Problem statement
Retype exactly the lines from the first one through the line with "const members = ['Krish2', 'krish1'];", including both ends; skip any pictures.

Source records
* START *
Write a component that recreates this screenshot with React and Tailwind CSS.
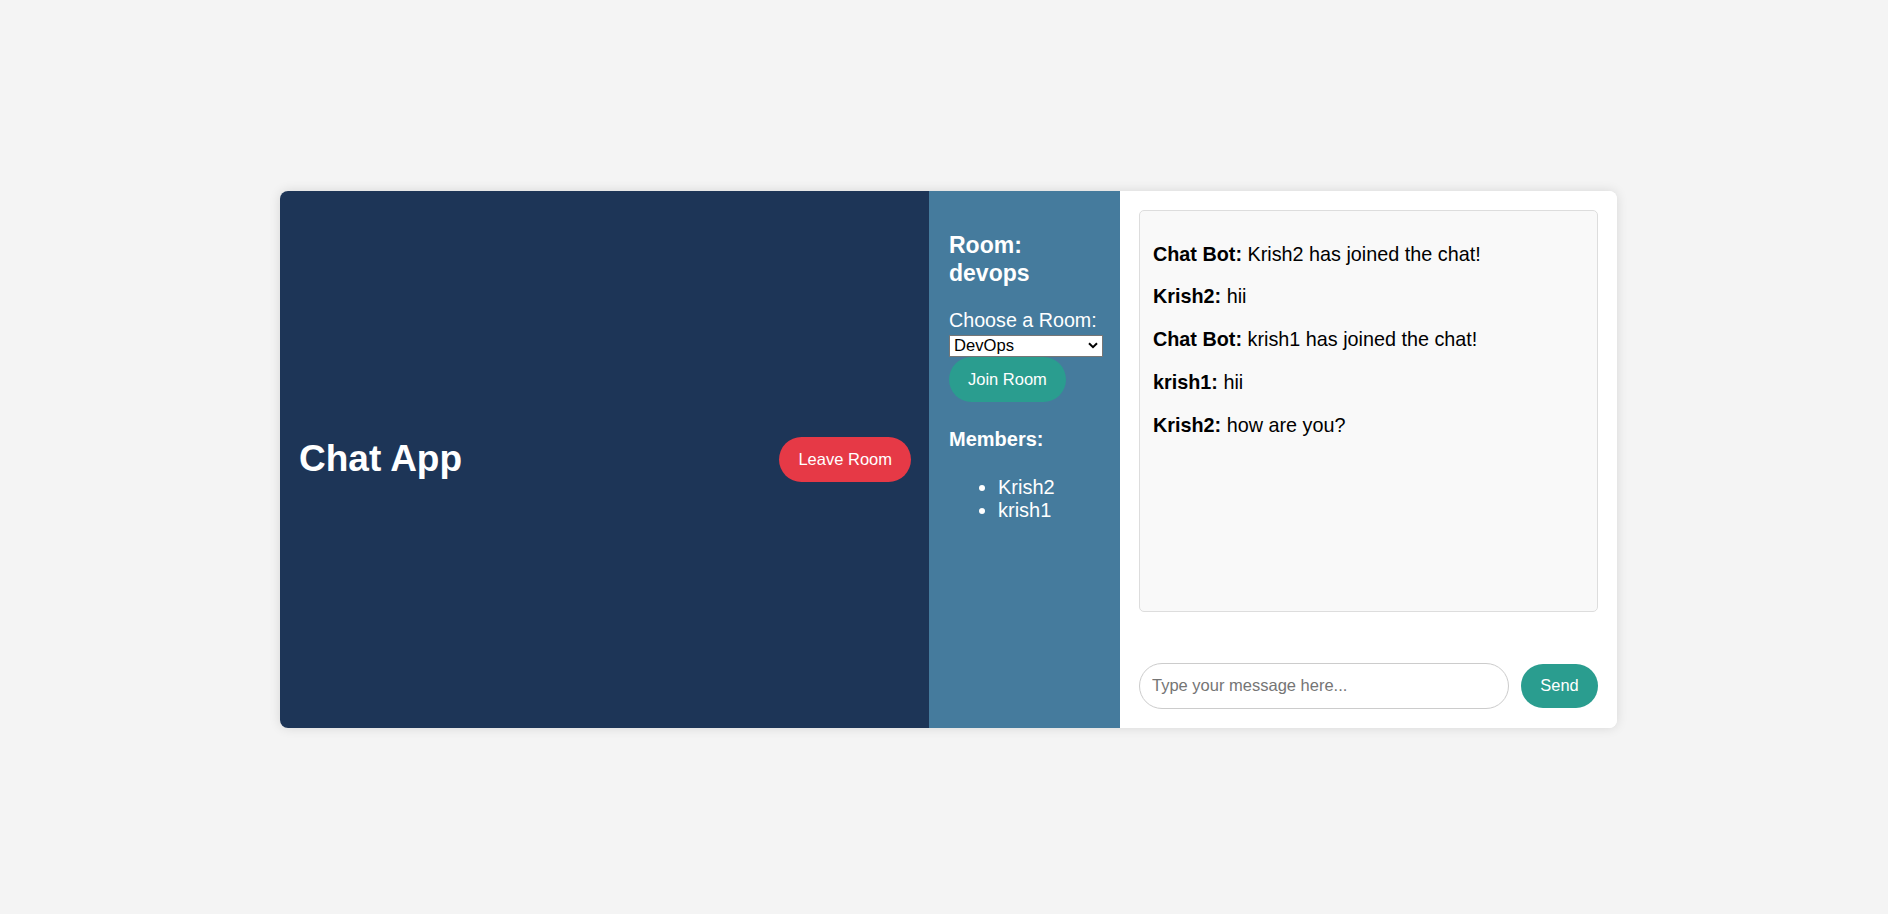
export default function App() {
    const messages = [
        { user: 'Chat Bot', text: 'Krish2 has joined the chat!' },
        { user: 'Krish2', text: 'hii' },
        { user: 'Chat Bot', text: 'krish1 has joined the chat!' },
        { user: 'krish1', text: 'hii' },
        { user: 'Krish2', text: 'how are you?' },
    ];
    const members = ['Krish2', 'krish1'];

    return (
        <div
            className="min-h-screen bg-[#f4f4f4] flex items-center justify-center pl-[9px] pt-[4px]"
            style={{ fontFamily: '"Liberation Sans", Arial, sans-serif' }}
        >
            <div className="flex w-[1337px] h-[537px] rounded-lg overflow-hidden bg-white shadow-[0_0_12px_rgba(0,0,0,0.12)]">
                {/* header / left panel */}
                <div className="w-[649px] bg-[#1d3557] flex items-center justify-between pl-[19px] pr-[18px]">
                    <h1 className="text-[37px] font-bold text-white leading-[42px]">Chat App</h1>
                    <button className="h-[45px] px-[19px] rounded-full bg-[#e63946] text-white text-[16.5px]">
                        Leave Room
                    </button>
                </div>

                {/* sidebar */}
                <div className="w-[191px] bg-[#457b9d] text-white pl-5 pt-[40px]">
                    <h3 className="text-[23px] leading-[28px] font-bold">
                        Room:
                        <br />
                        devops
                    </h3>
                    <div className="mt-[22px] text-[19.7px] leading-[23px]">Choose a Room:</div>
                    <div className="relative mt-[2px] w-[154px] h-[22px]">
                        <select
                            defaultValue="devops"
                            className="appearance-none w-full h-full bg-white text-black border border-[#767676] pl-[4px] text-[16.6px] leading-[20px] rounded-none outline-none"
                        >
                            <option value="javascript">JavaScript</option>
                            <option value="python">Python</option>
                            <option value="devops">DevOps</option>
                        </select>
                        <svg
                            className="absolute right-[5px] top-[8px] pointer-events-none"
                            width="10"
                            height="7"
                            viewBox="0 0 10 7"
                            fill="none"
                        >
                            <path d="M1 1.2 L5 5.2 L9 1.2" stroke="#000" strokeWidth="2" />
                        </svg>
                    </div>
                    <button className="mt-[1px] h-[45px] px-[19px] rounded-full bg-[#2a9d8f] text-white text-[16.5px]">
                        Join Room
                    </button>
                    <h4 className="mt-[26px] text-[20px] leading-[23px] font-bold">Members:</h4>
                    <ul className="mt-[25px] list-disc pl-[49px] text-[20px] leading-[23.3px]">
                        {members.map((m) => (
                            <li key={m}>{m}</li>
                        ))}
                    </ul>
                </div>

                {/* chat */}
                <div className="w-[497px] bg-white p-[19px] flex flex-col">
                    <div className="h-[402px] bg-[#f9f9f9] border border-[#ddd] rounded-[5px] pt-[32px] pl-[13px] flex flex-col gap-[19.8px] text-[19.8px] leading-[23px] text-black">
                        {messages.map((msg, i) => (
                            <p key={i}>
                                <strong>{msg.user}:</strong> {msg.text}
                            </p>
                        ))}
                    </div>
                    <div className="mt-[51px] flex items-center gap-[12px]">
                        <input
                            type="text"
                            placeholder="Type your message here..."
                            className="w-[370px] h-[46px] rounded-full border border-[#ccc] pl-[12px] text-[16.5px] placeholder-[#757575] outline-none"
                        />
                        <button className="w-[77px] h-[44px] rounded-full bg-[#2a9d8f] text-white text-[16.4px]">
                            Send
                        </button>
                    </div>
                </div>
            </div>
        </div>
    );
}
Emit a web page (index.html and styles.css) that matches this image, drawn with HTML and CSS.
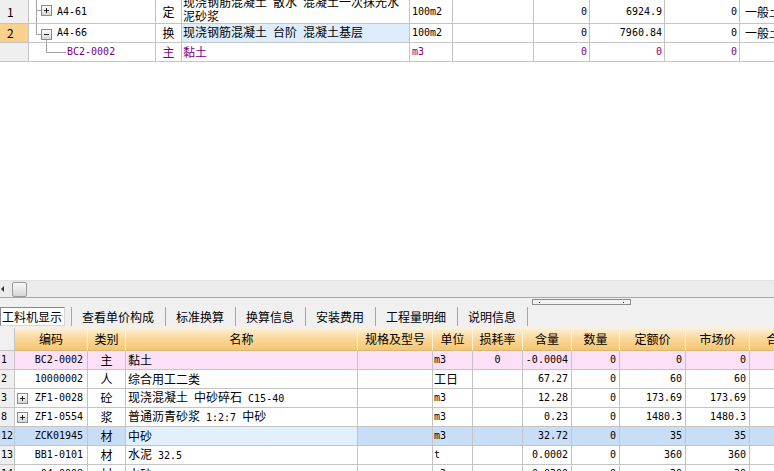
FILE: index.html
```html
<!DOCTYPE html>
<html lang="zh-CN">
<head>
<meta charset="utf-8">
<title>工料机显示</title>
<link rel="stylesheet" href="styles.css">
</head>
<body>
<svg class="defs" width="0" height="0" aria-hidden="true">
  <defs>
    <linearGradient id="boxg" x1="0" y1="0" x2="0" y2="1">
      <stop offset="0" stop-color="#ffffff"/>
      <stop offset="1" stop-color="#d4d4d4"/>
    </linearGradient>
  </defs>
</svg>
<div class="app">
  <div class="top-pane">
    <div class="grid top">
      <div class="row r-tall">
        <div class="cell rn">1</div>
        <div class="cell code">
          <svg class="tree" width="28" height="23" viewBox="0 0 28 23">
            <path d="M7.5 0V23M7.5 10.5H12" stroke="#a0a0a0" fill="none"/>
            <rect x="12.5" y="5.5" width="10" height="10" fill="url(#boxg)" stroke="#8c8c8c"/>
            <path d="M15 10.5H20M17.5 8V13" stroke="#222" fill="none"/>
          </svg>
          <span class="m">A4-61</span>
        </div>
        <div class="cell typ">定</div>
        <div class="cell name two"><span class="t">现浇钢筋混凝土<span class="m"> </span>散水<span class="m"> </span>混凝土一次抹光水<br>泥砂浆</span></div>
        <div class="cell unit m">100m2</div>
        <div class="cell"></div>
        <div class="cell num m">0</div>
        <div class="cell num m">6924.9</div>
        <div class="cell num m">0</div>
        <div class="cell last">一般土</div>
      </div>
      <div class="row">
        <div class="cell rn sel">2</div>
        <div class="cell code">
          <svg class="tree" width="28" height="18" viewBox="0 0 28 18">
            <path d="M7.5 0V10.5M7.5 10.5H12M17.5 15V18" stroke="#a0a0a0" fill="none"/>
            <rect x="12.5" y="5.5" width="10" height="10" fill="url(#boxg)" stroke="#8c8c8c"/>
            <path d="M15 10.5H20" stroke="#222" fill="none"/>
          </svg>
          <span class="m">A4-66</span>
        </div>
        <div class="cell typ">换</div>
        <div class="cell name cur"><span class="t">现浇钢筋混凝土<span class="m"> </span>台阶<span class="m"> </span>混凝土基层</span></div>
        <div class="cell unit m">100m2</div>
        <div class="cell"></div>
        <div class="cell num m">0</div>
        <div class="cell num m">7960.84</div>
        <div class="cell num m">0</div>
        <div class="cell last">一般土</div>
      </div>
      <div class="row purple">
        <div class="cell rn"></div>
        <div class="cell code">
          <svg class="tree" width="38" height="18" viewBox="0 0 38 18">
            <path d="M17.5 0V9.5M17.5 9.5H37" stroke="#a0a0a0" fill="none"/>
          </svg>
          <span class="m">BC2-0002</span>
        </div>
        <div class="cell typ">主</div>
        <div class="cell name">黏土</div>
        <div class="cell unit m">m3</div>
        <div class="cell"></div>
        <div class="cell num m">0</div>
        <div class="cell num m">0</div>
        <div class="cell num m">0</div>
        <div class="cell last"></div>
      </div>
    </div>
  </div>

  <div class="hscroll">
    <span class="arrow"></span>
    <span class="thumb"></span>
  </div>

  <div class="tabbar">
    <div class="tab active">工料机显示</div>
    <div class="tab">查看单价构成</div>
    <div class="tab">标准换算</div>
    <div class="tab">换算信息</div>
    <div class="tab">安装费用</div>
    <div class="tab">工程量明细</div>
    <div class="tab end">说明信息</div>
    <div class="splitter"><span class="dot"></span><span class="dot"></span></div>
  </div>

  <div class="grid bottom">
    <div class="row head">
      <div class="cell rn"></div>
      <div class="cell">编码</div>
      <div class="cell">类别</div>
      <div class="cell">名称</div>
      <div class="cell">规格及型号</div>
      <div class="cell">单位</div>
      <div class="cell">损耗率</div>
      <div class="cell">含量</div>
      <div class="cell">数量</div>
      <div class="cell">定额价</div>
      <div class="cell">市场价</div>
      <div class="cell">合价</div>
    </div>
    <div class="row pink">
      <div class="cell rn m">1</div>
      <div class="cell bcode"><span class="m">BC2-0002</span></div>
      <div class="cell typ">主</div>
      <div class="cell bname">黏土</div>
      <div class="cell"></div>
      <div class="cell unit m">m3</div>
      <div class="cell ctr m">0</div>
      <div class="cell num m">-0.0004</div>
      <div class="cell num m">0</div>
      <div class="cell num m">0</div>
      <div class="cell num m">0</div>
      <div class="cell"></div>
    </div>
    <div class="row">
      <div class="cell rn m">2</div>
      <div class="cell bcode"><span class="m">10000002</span></div>
      <div class="cell typ">人</div>
      <div class="cell bname">综合用工二类</div>
      <div class="cell"></div>
      <div class="cell unit">工日</div>
      <div class="cell"></div>
      <div class="cell num m">67.27</div>
      <div class="cell num m">0</div>
      <div class="cell num m">60</div>
      <div class="cell num m">60</div>
      <div class="cell"></div>
    </div>
    <div class="row">
      <div class="cell rn m">3</div>
      <div class="cell bcode">
        <svg class="box" width="11" height="11" viewBox="0 0 11 11">
          <rect x="0.5" y="0.5" width="10" height="10" fill="url(#boxg)" stroke="#8c8c8c"/>
          <path d="M3 5.5H8M5.5 3V8" stroke="#222" fill="none"/>
        </svg>
        <span class="m">ZF1-0028</span>
      </div>
      <div class="cell typ">砼</div>
      <div class="cell bname"><span class="t">现浇混凝土<span class="m"> </span>中砂碎石<span class="m"> C15-40</span></span></div>
      <div class="cell"></div>
      <div class="cell unit m">m3</div>
      <div class="cell"></div>
      <div class="cell num m">12.28</div>
      <div class="cell num m">0</div>
      <div class="cell num m">173.69</div>
      <div class="cell num m">173.69</div>
      <div class="cell"></div>
    </div>
    <div class="row">
      <div class="cell rn m">8</div>
      <div class="cell bcode">
        <svg class="box" width="11" height="11" viewBox="0 0 11 11">
          <rect x="0.5" y="0.5" width="10" height="10" fill="url(#boxg)" stroke="#8c8c8c"/>
          <path d="M3 5.5H8M5.5 3V8" stroke="#222" fill="none"/>
        </svg>
        <span class="m">ZF1-0554</span>
      </div>
      <div class="cell typ">浆</div>
      <div class="cell bname"><span class="t">普通沥青砂浆<span class="m"> 1:2:7 </span>中砂</span></div>
      <div class="cell"></div>
      <div class="cell unit m">m3</div>
      <div class="cell"></div>
      <div class="cell num m">0.23</div>
      <div class="cell num m">0</div>
      <div class="cell num m">1480.3</div>
      <div class="cell num m">1480.3</div>
      <div class="cell"></div>
    </div>
    <div class="row blue">
      <div class="cell rn m">12</div>
      <div class="cell bcode"><span class="m">ZCK01945</span></div>
      <div class="cell typ">材</div>
      <div class="cell bname focus">中砂</div>
      <div class="cell"></div>
      <div class="cell unit m">m3</div>
      <div class="cell"></div>
      <div class="cell num m">32.72</div>
      <div class="cell num m">0</div>
      <div class="cell num m">35</div>
      <div class="cell num m">35</div>
      <div class="cell"></div>
    </div>
    <div class="row">
      <div class="cell rn m">13</div>
      <div class="cell bcode"><span class="m">BB1-0101</span></div>
      <div class="cell typ">材</div>
      <div class="cell bname"><span class="t">水泥<span class="m"> 32.5</span></span></div>
      <div class="cell"></div>
      <div class="cell unit m">t</div>
      <div class="cell"></div>
      <div class="cell num m">0.0002</div>
      <div class="cell num m">0</div>
      <div class="cell num m">360</div>
      <div class="cell num m">360</div>
      <div class="cell"></div>
    </div>
    <div class="row">
      <div class="cell rn m">14</div>
      <div class="cell bcode"><span class="m">04-0008</span></div>
      <div class="cell typ">材</div>
      <div class="cell bname">水砂</div>
      <div class="cell"></div>
      <div class="cell unit m">m3</div>
      <div class="cell"></div>
      <div class="cell num m">0.0300</div>
      <div class="cell num m">0</div>
      <div class="cell num m">30</div>
      <div class="cell num m">30</div>
      <div class="cell"></div>
    </div>
  </div>
</div>
</body>
</html>
```

FILE: styles.css
```css
* {
  box-sizing: border-box;
  margin: 0;
  padding: 0;
}

html, body {
  width: 774px;
  height: 471px;
  overflow: hidden;
  background: #ffffff;
}

body {
  font-family: "Noto Sans CJK SC", "Noto Sans", sans-serif;
  font-size: 12px;
  color: #000000;
}

.defs {
  position: absolute;
  width: 0;
  height: 0;
}

.m {
  font-family: "DejaVu Sans Mono", "Liberation Mono", monospace;
  font-size: 10px;
}

.t {
  white-space: pre;
}

.app {
  display: flex;
  flex-direction: column;
  width: 774px;
  height: 471px;
  overflow: hidden;
}

/* ---------- generic grid ---------- */
.row {
  display: grid;
  height: 19px;
}

.cell {
  display: flex;
  align-items: center;
  white-space: nowrap;
  overflow: hidden;
  line-height: 12px;
  border-right: 1px solid #c4c4c4;
  border-bottom: 1px solid #c4c4c4;
}

/* ---------- top grid ---------- */
.top-pane {
  height: 280px;
  flex: none;
  overflow: hidden;
  background: #ffffff;
}

.top .row {
  grid-template-columns: 29px 127px 26px 228px 43px 81px 56px 75px 75px 100px;
  width: 840px;
}

.top .row.r-tall {
  height: 24px;
}

.top .rn {
  background: #efefef;
  padding-left: 7px;
}

.top .rn.sel {
  background: #f9d08c;
}

.top .code {
  padding: 0;
}

.tree {
  flex: none;
  display: block;
  align-self: stretch;
}

.typ {
  justify-content: center;
}

.top .name {
  padding-left: 1px;
}

.top .name.two {
  align-items: flex-end;
  padding-bottom: 1px;
}

.top .name.two .t {
  display: block;
  line-height: 12px;
}

.top .name.cur {
  background: #deedfc;
}

.unit {
  padding-left: 2px;
}

.num {
  justify-content: flex-end;
  padding-right: 2px;
}

.ctr {
  justify-content: center;
}

.last {
  padding-left: 5px;
  border-right: none;
}

.purple {
  color: #800080;
}

/* ---------- horizontal scrollbar ---------- */
.hscroll {
  height: 17px;
  flex: none;
  display: flex;
  align-items: center;
  background: #ebebeb;
  border-top: 1px solid #e2e2e2;
}

.arrow {
  width: 0;
  height: 0;
  margin-left: 1px;
  border-top: 3px solid transparent;
  border-bottom: 3px solid transparent;
  border-right: 3px solid #333333;
}

.thumb {
  width: 15px;
  height: 15px;
  margin-left: 8px;
  border: 1px solid #9a9a9a;
  border-radius: 2px;
  background: linear-gradient(to bottom, #fafafa, #d6d6d6);
}

/* ---------- tab bar ---------- */
.tabbar {
  position: relative;
  height: 31px;
  flex: none;
  display: flex;
  align-items: flex-start;
  padding-top: 9px;
  background: #f0f0f0;
  border-top: 1px solid #a8a8a8;
}

.tab {
  height: 19px;
  display: flex;
  align-items: center;
  padding: 0 11px 0 10px;
  border-left: 1px solid #a6a6a6;
  white-space: nowrap;
}

.tab.end {
  border-right: 1px solid #a6a6a6;
}

.tab.active {
  padding: 0 2px 0 1px;
  margin-right: 6px;
  border: 1px solid #8a8a8a;
  border-right-color: #d8d8d8;
  border-bottom-color: #d8d8d8;
  background: #ffffff;
}

.splitter {
  position: absolute;
  left: 532px;
  top: 1px;
  width: 99px;
  height: 6px;
  border: 1px solid #8c8c8c;
  background: #f2f2f2;
  display: flex;
  align-items: center;
  justify-content: space-between;
  padding: 0 6px;
}

.dot {
  width: 1px;
  height: 1px;
  background: #333333;
}

/* ---------- bottom grid ---------- */
.bottom .row {
  grid-template-columns: 15px 73px 38px 232px 75px 40px 50px 49px 48px 66px 64px 58px;
  width: 808px;
}

.bottom .row.head {
  height: 23px;
  background: linear-gradient(to bottom, #fdf1d9 0%, #fad89c 45%, #f5c46c 100%);
}

.head .cell {
  justify-content: center;
  border-right: 1px solid #fff3dc;
  border-bottom: 1px solid #d9b779;
}

.head .cell.rn {
  background: #f0f0f0;
  border-right-color: #c4c4c4;
  border-bottom-color: #c4c4c4;
}

.bottom .rn {
  background: #efefef;
  padding-left: 1px;
}

.bcode {
  justify-content: flex-end;
  padding: 0 4px 0 2px;
}

.bcode .box {
  flex: none;
  margin-right: auto;
  display: block;
}

.bname {
  padding-left: 2px;
}

.bottom .unit {
  padding-left: 1px;
}

.bottom .num {
  padding-right: 3px;
}

.row.pink .cell {
  background: #fce0f8;
}

.row.pink .cell.rn {
  background: #f3e4f1;
}

.row.blue .cell {
  background: #c8def7;
}

.row.blue .cell.focus {
  background: #e2effd;
}
```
* END *
Output of the task
Write a component that recreates this screenshot with React and Tailwind CSS.
export default function App() {
    const messages = [
        { user: 'Chat Bot', text: 'Krish2 has joined the chat!' },
        { user: 'Krish2', text: 'hii' },
        { user: 'Chat Bot', text: 'krish1 has joined the chat!' },
        { user: 'krish1', text: 'hii' },
        { user: 'Krish2', text: 'how are you?' },
    ];
    const members = ['Krish2', 'krish1'];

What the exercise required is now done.